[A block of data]

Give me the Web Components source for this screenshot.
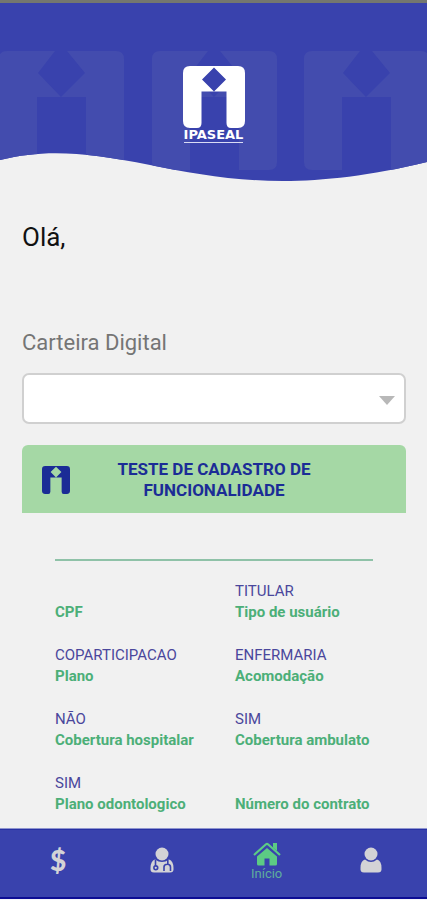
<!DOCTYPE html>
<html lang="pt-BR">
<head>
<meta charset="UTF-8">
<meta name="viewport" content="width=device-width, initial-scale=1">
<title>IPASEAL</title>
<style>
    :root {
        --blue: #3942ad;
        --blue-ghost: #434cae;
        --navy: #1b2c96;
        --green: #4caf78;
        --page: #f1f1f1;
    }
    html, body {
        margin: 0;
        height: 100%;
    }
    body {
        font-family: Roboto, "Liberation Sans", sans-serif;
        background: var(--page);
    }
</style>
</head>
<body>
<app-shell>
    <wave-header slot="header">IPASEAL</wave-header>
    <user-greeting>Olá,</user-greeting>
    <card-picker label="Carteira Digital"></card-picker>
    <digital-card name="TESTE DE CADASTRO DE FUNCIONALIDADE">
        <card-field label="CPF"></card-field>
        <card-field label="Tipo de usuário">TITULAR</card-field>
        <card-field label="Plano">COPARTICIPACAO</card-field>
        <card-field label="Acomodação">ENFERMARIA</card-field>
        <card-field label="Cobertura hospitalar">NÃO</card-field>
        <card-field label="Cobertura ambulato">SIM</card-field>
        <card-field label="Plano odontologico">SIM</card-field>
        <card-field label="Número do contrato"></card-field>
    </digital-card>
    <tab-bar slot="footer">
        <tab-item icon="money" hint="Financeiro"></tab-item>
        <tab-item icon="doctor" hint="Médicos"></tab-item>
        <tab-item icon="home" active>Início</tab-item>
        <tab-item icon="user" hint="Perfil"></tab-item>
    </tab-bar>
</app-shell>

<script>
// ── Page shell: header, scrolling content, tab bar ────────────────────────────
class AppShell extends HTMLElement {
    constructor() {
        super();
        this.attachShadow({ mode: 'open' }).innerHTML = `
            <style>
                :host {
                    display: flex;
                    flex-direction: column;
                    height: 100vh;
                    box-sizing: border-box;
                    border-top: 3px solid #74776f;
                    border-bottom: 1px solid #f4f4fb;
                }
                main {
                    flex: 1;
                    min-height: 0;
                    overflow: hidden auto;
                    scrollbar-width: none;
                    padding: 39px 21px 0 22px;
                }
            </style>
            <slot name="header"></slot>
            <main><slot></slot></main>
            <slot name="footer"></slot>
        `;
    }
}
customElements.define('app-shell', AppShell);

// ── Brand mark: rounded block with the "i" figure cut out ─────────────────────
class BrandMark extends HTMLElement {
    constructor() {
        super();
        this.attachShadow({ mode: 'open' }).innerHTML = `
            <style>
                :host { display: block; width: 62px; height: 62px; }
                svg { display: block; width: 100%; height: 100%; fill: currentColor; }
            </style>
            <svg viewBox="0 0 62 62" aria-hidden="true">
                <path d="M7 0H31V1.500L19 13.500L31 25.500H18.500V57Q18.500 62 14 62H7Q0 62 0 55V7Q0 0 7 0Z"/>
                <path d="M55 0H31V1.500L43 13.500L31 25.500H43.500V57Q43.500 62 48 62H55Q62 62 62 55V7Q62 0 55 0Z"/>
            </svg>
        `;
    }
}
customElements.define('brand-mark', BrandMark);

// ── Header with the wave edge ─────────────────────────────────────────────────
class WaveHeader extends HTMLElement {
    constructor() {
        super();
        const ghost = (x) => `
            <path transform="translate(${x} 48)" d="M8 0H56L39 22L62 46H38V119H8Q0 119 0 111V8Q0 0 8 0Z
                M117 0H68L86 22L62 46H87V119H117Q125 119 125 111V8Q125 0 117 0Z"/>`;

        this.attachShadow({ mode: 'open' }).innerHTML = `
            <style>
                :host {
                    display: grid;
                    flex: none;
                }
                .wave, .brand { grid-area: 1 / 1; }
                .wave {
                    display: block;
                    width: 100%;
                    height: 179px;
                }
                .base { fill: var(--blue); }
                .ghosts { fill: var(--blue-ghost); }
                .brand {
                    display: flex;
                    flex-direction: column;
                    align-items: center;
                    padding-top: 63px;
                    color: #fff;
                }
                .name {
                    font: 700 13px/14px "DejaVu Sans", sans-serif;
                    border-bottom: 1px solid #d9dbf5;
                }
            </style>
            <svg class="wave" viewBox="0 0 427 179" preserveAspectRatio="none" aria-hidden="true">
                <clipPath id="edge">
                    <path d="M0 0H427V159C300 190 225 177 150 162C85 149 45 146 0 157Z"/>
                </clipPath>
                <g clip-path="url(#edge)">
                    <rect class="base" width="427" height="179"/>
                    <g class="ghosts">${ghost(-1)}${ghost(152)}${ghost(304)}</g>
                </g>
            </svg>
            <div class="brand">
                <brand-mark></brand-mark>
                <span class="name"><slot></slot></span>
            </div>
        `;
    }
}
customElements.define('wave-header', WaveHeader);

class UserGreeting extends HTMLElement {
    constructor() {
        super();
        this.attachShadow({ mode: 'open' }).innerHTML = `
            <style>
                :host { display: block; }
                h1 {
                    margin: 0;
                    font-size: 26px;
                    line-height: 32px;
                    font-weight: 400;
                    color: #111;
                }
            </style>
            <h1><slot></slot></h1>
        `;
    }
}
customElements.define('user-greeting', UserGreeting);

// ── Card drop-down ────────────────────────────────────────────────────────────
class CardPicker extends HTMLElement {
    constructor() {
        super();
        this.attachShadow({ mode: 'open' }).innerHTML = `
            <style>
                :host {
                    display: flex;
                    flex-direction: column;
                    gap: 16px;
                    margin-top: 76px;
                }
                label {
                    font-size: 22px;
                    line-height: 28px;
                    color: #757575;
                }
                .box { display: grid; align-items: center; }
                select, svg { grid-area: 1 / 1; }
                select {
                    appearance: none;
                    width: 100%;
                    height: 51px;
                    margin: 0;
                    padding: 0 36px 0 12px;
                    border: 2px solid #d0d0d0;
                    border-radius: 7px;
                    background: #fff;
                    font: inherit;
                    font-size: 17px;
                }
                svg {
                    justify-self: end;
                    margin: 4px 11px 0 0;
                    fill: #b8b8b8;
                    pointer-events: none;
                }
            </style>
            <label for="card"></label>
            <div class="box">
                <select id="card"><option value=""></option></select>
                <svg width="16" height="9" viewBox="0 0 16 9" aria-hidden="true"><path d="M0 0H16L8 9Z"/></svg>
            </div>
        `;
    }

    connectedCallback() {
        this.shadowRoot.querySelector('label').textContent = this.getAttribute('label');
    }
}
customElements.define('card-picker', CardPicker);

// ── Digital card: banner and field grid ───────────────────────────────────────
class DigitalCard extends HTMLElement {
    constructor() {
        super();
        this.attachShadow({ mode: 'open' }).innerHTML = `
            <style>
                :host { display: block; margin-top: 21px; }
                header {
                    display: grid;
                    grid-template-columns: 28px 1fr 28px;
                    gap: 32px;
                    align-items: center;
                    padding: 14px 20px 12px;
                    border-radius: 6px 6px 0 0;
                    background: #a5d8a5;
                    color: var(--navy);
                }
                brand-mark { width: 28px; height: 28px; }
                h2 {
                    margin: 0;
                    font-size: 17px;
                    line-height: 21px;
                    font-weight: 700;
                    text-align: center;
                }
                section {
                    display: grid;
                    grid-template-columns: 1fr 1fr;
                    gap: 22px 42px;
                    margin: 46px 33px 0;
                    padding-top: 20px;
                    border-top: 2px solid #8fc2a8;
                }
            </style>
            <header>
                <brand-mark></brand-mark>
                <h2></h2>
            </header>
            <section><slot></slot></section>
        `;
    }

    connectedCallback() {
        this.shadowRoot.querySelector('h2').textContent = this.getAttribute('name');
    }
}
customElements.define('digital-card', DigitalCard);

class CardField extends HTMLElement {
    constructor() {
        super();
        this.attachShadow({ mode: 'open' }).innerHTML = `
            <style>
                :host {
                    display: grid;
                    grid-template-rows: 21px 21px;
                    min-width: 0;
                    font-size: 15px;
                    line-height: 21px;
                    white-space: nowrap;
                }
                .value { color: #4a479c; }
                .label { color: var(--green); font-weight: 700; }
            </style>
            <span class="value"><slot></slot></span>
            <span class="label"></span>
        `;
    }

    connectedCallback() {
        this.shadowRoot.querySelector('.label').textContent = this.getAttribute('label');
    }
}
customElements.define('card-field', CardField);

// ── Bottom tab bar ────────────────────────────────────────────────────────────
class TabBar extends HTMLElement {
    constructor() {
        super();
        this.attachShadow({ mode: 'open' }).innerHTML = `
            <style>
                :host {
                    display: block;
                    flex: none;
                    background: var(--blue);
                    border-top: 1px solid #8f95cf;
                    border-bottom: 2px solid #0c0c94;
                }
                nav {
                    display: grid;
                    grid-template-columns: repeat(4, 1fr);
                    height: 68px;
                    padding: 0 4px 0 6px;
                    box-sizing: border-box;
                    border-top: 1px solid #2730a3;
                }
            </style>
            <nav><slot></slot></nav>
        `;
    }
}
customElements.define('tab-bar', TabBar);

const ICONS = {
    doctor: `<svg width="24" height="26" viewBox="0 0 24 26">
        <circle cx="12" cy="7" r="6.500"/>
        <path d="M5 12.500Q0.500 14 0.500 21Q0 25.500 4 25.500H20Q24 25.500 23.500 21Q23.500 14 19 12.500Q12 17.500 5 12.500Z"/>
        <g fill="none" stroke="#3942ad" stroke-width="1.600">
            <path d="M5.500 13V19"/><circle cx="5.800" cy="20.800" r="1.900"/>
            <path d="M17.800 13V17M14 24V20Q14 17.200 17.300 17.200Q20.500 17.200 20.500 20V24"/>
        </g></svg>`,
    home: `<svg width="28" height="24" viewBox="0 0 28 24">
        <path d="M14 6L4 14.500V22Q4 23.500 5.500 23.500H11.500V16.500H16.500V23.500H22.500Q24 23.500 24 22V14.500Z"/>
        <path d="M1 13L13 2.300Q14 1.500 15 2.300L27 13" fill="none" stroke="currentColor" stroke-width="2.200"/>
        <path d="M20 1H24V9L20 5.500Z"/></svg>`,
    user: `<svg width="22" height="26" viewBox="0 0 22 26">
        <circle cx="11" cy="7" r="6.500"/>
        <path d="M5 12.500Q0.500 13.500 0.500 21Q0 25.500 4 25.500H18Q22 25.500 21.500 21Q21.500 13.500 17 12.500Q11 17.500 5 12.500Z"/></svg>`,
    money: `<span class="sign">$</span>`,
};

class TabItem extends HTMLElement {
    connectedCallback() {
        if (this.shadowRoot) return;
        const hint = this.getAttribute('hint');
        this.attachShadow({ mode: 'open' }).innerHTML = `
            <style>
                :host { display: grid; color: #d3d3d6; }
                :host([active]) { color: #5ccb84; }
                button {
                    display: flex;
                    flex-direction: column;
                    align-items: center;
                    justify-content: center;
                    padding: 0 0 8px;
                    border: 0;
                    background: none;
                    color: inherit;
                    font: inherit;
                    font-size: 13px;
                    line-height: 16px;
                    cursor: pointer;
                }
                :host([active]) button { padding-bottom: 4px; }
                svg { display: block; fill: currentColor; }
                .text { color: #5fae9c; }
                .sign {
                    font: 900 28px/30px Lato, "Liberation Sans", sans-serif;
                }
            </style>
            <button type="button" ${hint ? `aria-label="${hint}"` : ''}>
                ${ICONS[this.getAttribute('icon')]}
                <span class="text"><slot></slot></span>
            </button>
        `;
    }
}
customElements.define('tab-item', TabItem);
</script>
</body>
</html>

* * *

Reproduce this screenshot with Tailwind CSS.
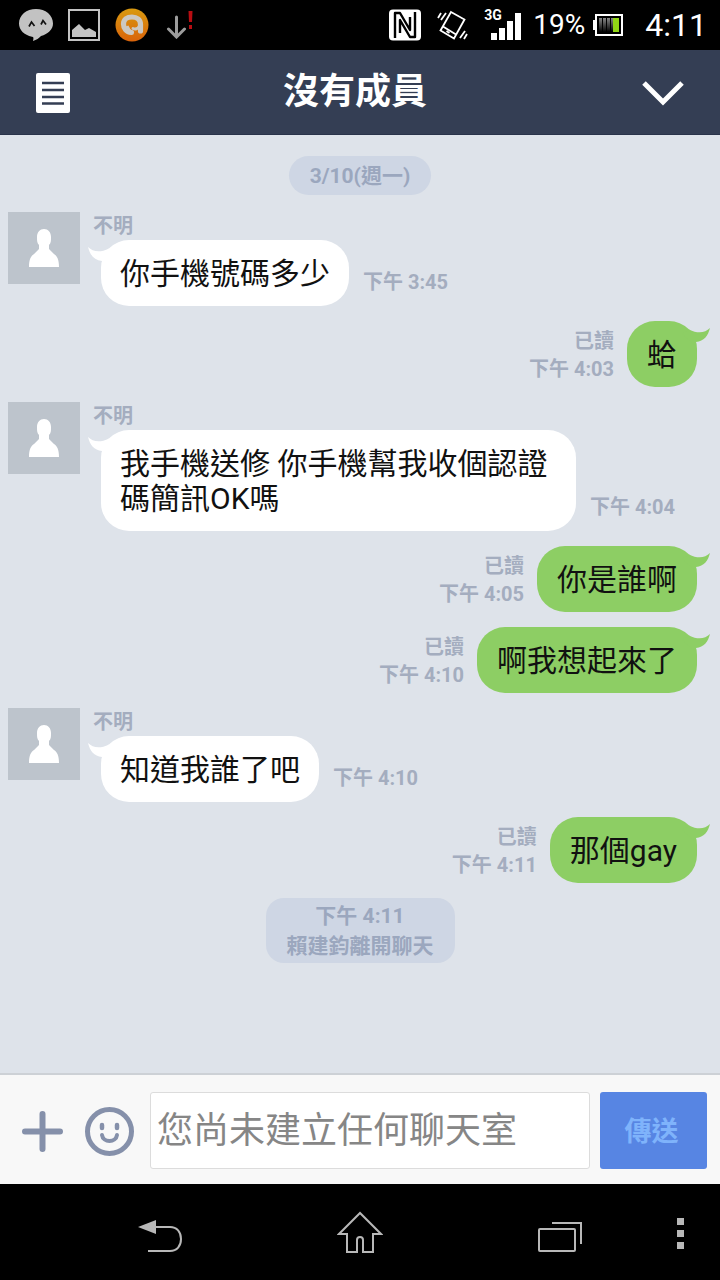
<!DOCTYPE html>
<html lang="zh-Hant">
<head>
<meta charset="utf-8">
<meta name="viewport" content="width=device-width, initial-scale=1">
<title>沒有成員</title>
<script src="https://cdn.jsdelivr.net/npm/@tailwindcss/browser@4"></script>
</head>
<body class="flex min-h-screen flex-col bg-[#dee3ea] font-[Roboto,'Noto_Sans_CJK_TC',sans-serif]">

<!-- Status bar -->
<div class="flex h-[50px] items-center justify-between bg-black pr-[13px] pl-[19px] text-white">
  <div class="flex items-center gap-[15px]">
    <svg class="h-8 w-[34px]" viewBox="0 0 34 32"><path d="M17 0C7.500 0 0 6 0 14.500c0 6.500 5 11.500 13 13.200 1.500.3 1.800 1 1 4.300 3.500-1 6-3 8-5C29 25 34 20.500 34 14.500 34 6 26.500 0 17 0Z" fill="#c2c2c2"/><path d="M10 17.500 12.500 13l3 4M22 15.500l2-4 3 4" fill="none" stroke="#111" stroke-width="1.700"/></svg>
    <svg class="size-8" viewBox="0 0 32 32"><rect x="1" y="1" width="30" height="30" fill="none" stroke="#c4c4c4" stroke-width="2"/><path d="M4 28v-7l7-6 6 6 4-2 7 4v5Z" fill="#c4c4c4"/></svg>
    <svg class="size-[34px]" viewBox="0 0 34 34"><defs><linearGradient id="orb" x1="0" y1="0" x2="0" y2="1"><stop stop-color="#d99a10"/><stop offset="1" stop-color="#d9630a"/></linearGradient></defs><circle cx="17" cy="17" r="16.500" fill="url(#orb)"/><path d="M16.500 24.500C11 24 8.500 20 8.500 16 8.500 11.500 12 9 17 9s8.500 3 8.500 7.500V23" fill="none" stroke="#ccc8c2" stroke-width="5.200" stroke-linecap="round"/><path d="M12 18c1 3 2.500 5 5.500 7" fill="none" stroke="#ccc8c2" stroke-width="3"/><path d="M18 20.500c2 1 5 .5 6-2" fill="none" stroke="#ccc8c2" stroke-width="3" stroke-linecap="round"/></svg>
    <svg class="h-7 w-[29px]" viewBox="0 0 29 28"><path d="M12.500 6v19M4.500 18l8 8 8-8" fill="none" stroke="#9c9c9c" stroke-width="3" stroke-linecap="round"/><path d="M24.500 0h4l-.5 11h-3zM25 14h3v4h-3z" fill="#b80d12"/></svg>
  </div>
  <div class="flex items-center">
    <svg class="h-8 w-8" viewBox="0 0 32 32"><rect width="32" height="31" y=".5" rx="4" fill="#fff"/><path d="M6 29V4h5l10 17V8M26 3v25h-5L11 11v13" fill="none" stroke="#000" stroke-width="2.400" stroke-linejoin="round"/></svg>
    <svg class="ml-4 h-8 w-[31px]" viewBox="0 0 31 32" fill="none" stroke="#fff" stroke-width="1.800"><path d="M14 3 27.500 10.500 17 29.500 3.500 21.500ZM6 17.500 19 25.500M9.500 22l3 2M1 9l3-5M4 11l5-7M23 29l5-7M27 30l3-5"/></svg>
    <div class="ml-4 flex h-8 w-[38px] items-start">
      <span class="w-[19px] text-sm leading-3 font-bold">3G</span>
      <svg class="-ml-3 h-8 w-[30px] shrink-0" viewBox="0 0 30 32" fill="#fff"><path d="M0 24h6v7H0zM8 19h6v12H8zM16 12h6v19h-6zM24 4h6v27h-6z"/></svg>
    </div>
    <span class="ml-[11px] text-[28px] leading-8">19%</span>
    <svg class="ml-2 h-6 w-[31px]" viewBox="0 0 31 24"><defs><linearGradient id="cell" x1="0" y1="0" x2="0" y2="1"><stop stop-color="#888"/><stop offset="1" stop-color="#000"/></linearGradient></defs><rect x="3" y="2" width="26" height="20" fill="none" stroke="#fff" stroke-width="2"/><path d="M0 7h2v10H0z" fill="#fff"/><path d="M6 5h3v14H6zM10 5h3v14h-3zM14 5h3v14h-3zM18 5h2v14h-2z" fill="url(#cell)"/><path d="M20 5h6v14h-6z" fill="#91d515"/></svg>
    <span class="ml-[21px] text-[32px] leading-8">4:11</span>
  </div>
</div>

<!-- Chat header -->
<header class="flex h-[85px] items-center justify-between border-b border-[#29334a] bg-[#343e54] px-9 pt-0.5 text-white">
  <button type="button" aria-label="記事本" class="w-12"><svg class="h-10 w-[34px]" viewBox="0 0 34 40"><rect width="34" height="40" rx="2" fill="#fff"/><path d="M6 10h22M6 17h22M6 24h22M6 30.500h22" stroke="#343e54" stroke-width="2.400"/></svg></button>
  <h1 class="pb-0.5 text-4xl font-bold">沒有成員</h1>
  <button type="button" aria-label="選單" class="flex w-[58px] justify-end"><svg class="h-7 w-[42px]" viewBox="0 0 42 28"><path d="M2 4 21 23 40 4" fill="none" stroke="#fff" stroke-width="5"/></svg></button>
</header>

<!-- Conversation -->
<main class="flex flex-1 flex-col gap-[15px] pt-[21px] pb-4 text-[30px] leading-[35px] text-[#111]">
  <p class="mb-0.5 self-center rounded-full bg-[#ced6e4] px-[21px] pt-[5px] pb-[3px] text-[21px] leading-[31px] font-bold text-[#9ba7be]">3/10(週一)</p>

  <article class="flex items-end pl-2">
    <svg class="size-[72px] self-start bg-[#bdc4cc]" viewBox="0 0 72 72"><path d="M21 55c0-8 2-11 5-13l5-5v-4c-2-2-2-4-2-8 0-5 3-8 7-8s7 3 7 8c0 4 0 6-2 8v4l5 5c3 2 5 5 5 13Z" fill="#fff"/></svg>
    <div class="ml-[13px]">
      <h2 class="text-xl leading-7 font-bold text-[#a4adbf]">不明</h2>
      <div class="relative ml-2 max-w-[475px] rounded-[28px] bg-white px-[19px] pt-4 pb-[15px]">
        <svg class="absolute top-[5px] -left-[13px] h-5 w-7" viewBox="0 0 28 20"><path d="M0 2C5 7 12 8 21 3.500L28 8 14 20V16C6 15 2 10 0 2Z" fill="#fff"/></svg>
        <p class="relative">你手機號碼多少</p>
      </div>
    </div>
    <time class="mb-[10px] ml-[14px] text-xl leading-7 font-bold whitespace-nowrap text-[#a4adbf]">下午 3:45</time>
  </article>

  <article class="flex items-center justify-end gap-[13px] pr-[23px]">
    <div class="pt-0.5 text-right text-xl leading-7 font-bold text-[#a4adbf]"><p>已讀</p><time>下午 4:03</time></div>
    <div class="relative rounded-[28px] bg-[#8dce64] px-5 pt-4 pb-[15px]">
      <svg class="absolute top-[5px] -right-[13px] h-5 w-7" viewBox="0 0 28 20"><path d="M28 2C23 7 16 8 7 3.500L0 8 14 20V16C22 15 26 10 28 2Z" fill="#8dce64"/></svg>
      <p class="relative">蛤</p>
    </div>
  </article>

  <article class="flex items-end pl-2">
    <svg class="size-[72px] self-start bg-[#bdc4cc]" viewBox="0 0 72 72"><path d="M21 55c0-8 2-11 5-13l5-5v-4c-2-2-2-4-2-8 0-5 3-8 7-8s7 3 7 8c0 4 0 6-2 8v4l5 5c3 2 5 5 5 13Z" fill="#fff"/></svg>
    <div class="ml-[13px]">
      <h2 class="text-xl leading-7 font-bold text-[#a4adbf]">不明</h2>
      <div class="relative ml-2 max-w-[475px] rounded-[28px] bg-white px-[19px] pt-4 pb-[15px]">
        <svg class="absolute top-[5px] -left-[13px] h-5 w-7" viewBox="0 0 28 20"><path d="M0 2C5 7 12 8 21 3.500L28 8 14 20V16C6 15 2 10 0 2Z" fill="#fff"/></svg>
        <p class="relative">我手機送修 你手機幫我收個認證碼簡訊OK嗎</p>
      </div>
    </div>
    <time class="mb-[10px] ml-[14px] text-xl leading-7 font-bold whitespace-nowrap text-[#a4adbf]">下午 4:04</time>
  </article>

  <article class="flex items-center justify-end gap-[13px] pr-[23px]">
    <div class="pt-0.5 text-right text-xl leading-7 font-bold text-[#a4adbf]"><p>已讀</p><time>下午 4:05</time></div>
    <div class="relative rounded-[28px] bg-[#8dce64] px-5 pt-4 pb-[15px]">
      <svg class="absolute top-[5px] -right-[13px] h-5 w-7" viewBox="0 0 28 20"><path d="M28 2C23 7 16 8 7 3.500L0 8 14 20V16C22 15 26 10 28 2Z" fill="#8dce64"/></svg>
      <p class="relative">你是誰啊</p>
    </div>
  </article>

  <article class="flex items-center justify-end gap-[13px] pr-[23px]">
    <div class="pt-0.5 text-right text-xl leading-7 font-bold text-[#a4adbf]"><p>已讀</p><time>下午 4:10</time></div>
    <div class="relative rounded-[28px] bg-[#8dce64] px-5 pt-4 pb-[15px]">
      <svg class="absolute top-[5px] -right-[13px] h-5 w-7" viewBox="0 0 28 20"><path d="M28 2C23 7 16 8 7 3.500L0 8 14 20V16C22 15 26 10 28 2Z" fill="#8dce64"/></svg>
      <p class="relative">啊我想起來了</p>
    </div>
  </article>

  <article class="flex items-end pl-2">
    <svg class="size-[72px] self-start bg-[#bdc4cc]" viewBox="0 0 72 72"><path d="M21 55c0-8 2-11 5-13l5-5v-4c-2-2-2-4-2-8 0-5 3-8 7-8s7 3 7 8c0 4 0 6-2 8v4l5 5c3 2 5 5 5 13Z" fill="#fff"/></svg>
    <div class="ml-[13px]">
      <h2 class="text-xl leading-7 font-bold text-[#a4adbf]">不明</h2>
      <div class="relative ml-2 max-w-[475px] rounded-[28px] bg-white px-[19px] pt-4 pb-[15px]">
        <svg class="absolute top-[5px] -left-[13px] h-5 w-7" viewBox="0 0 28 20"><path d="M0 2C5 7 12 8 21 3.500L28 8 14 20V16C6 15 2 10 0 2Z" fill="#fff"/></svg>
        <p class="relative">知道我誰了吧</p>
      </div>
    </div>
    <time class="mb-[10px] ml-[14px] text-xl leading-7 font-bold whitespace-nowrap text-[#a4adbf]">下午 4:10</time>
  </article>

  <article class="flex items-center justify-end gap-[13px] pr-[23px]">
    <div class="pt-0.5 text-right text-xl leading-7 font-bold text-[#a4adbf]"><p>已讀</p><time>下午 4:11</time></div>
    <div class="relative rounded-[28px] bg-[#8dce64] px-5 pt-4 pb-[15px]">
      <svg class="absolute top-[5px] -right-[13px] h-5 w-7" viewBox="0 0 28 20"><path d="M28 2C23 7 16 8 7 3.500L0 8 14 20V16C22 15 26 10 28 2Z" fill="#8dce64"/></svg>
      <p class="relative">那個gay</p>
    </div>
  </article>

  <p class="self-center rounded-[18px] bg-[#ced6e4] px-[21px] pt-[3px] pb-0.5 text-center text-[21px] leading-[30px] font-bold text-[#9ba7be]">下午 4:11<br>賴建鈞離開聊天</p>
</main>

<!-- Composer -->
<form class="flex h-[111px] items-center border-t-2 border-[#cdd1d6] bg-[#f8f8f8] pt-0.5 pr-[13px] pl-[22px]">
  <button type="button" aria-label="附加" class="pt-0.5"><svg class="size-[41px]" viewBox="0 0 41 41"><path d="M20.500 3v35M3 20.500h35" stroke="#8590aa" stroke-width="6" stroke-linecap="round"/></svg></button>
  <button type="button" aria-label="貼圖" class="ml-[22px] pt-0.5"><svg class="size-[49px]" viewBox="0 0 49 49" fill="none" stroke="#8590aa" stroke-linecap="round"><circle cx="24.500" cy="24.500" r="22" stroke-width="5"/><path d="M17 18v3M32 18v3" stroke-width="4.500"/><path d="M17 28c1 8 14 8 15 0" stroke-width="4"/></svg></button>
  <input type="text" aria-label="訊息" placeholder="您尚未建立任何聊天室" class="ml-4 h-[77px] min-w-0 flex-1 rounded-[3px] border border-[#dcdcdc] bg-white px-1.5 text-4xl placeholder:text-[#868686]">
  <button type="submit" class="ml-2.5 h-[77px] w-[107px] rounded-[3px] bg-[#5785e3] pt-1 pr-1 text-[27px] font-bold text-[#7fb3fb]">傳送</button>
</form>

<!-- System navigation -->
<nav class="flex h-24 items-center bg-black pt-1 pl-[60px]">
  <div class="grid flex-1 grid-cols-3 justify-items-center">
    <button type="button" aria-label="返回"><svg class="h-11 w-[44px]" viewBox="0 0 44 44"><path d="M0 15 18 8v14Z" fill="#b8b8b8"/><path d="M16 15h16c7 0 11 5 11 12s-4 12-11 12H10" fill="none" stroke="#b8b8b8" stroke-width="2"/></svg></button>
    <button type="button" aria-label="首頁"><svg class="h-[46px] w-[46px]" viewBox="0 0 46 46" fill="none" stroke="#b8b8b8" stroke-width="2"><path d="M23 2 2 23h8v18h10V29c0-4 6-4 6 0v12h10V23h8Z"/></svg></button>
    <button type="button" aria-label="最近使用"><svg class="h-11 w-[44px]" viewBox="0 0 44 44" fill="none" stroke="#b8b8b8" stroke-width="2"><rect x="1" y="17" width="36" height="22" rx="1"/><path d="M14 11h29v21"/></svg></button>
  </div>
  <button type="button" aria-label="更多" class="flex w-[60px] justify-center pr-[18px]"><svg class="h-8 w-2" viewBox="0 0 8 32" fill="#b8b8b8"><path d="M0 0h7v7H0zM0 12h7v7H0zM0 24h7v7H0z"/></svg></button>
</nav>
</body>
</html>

Work to do | Go through the material above and count the lines that contain "with"; give that number alone.

Task result | 3